In the end, there are many qualifiers that can and have been hurled at Wiley's art. It has been called rococo, hyperdecorative, tacky, mechanical, misogynistic, masculinist, market-friendly. Although his work can be seen as somewhat formulaic in its insistent repetitiveness over the last decade, there is a tremendous amount of variation within the confines of the strict limits he has given himself. Even the conventions of portraiture have been given tighter boundaries: only men of African origin enmeshed in an overdetermined repetitive pattern devoid of recognizable objects. And yet, he manages to triumphantly transcend these limitations.

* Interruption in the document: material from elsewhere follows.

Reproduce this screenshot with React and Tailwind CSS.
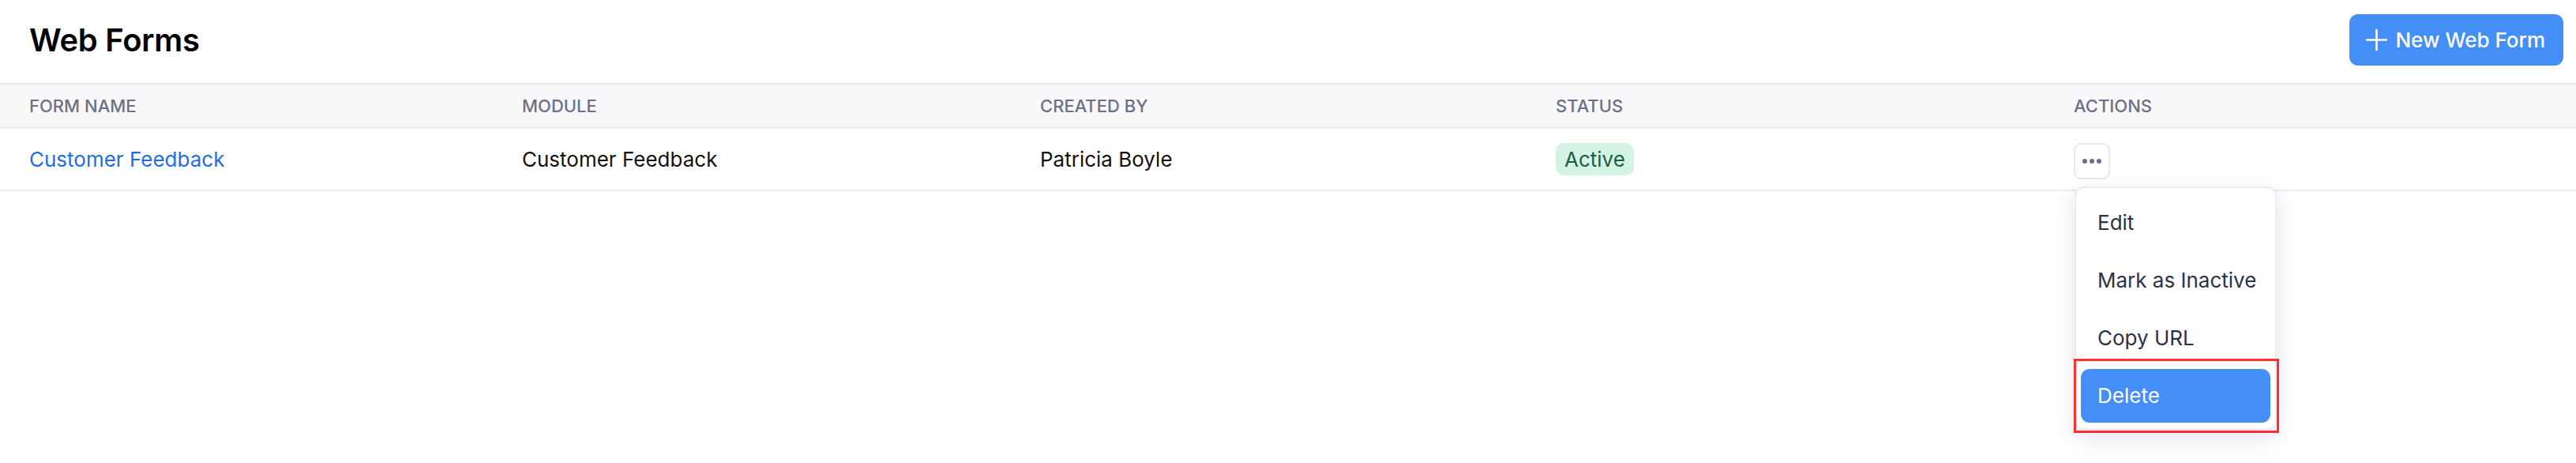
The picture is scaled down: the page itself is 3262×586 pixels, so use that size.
import React from "react";

const columns = ["Form Name", "Module", "Created By", "Status", "Actions"];

const menuItems = ["Edit", "Mark as Inactive", "Copy URL"];

function PlusIcon() {
  return (
    <svg width="27" height="27" viewBox="0 0 27 27" fill="none">
      <path d="M13.5 1v25M1 13.5h25" stroke="white" strokeWidth="2.6" strokeLinecap="round" />
    </svg>
  );
}

export default function App() {
  return (
    <div className="min-h-[586px] bg-white font-['Inter','Noto_Sans',sans-serif] text-[#111]">
      {/* Header */}
      <div className="h-[105px] flex items-center justify-between pl-[37px] pr-[16px] pb-[4px]">
        <h1 className="text-[40px] font-semibold text-black tracking-[-0.3px]">Web Forms</h1>
        <button className="h-[65px] flex items-center gap-[10px] pl-[21px] pr-[23px] rounded-[11px] bg-[#448ef8] text-white text-[26px] font-medium">
          <PlusIcon />
          New Web Form
        </button>
      </div>

      {/* Table */}
      <div className="border-t-2 border-[#ebebf2]">
        <div className="grid grid-cols-[624px_656px_653px_656px_1fr] h-[56px] bg-[#f8f8fb] items-center border-b-2 border-[#ebebf2]">
          {columns.map((c) => (
            <div key={c} className="pl-[37px] text-[22px] font-medium uppercase text-[#6b7088]">
              {c}
            </div>
          ))}
        </div>

        <div className="grid grid-cols-[624px_656px_653px_656px_1fr] h-[79px] items-center border-b-2 border-[#ebebf2] text-[26px]">
          <div className="pl-[37px] text-[#1d6ee2]">Customer Feedback</div>
          <div className="pl-[37px]">Customer Feedback</div>
          <div className="pl-[37px]">Patricia Boyle</div>
          <div className="pl-[37px]">
            <span className="inline-flex items-center h-[41px] px-[11px] rounded-[10px] bg-[#d3f3e5] text-[#1c5e3f]">
              Active
            </span>
          </div>
          <div className="pl-[37px] relative">
            <button className="w-[46px] h-[46px] mt-[4px] flex items-center justify-center gap-[3px] rounded-[9px] border-2 border-[#e8e8f1] bg-white">
              <span className="w-[6px] h-[6px] rounded-full bg-[#6b7088]" />
              <span className="w-[6px] h-[6px] rounded-full bg-[#6b7088]" />
              <span className="w-[6px] h-[6px] rounded-full bg-[#6b7088]" />
            </button>

            {/* Dropdown */}
            <div className="absolute left-[38px] top-[59px] w-[256px] z-10 bg-white border-2 border-[#ececf3] rounded-[12px] shadow-[0_10px_30px_rgba(60,60,100,0.14)] pt-[10px] pb-[7px] px-[6px] flex flex-col gap-[5px]">
              {menuItems.map((m) => (
                <div key={m} className="h-[68px] flex items-center pl-[21px] text-[26px] text-[#2c3148]">
                  {m}
                </div>
              ))}
              <div className="relative">
                <div className="h-[68px] flex items-center pl-[21px] text-[26px] text-white bg-[#448ef8] rounded-[11px]">
                  Delete
                </div>
                <div className="absolute -left-[9px] -top-[13px] -right-[11px] -bottom-[13px] border-[3px] border-[#ff2f2f] pointer-events-none" />
              </div>
            </div>
          </div>
        </div>
      </div>
    </div>
  );
}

There is never any sense that this production is dehumanized or industrial in a Warholian sense.

My only regret would be if Wiley continued with the same set of self-imposed limitations until the end of his career. Although such a static quiescent approach would be perfectly permissible, especially in contemporary art, it seems a pity to confine oneself to a winning formula for too long. Wiley's less well known (and perhaps less technically brilliant) work at the Yale School of Art as a student explored other captivating avenues of expression.

He has often observed that his peacocking pageantries are fundamentally about the refusal to go away quietly. I would be very curious to see what this highly gifted artist could do in the future to rage against the dying of the light.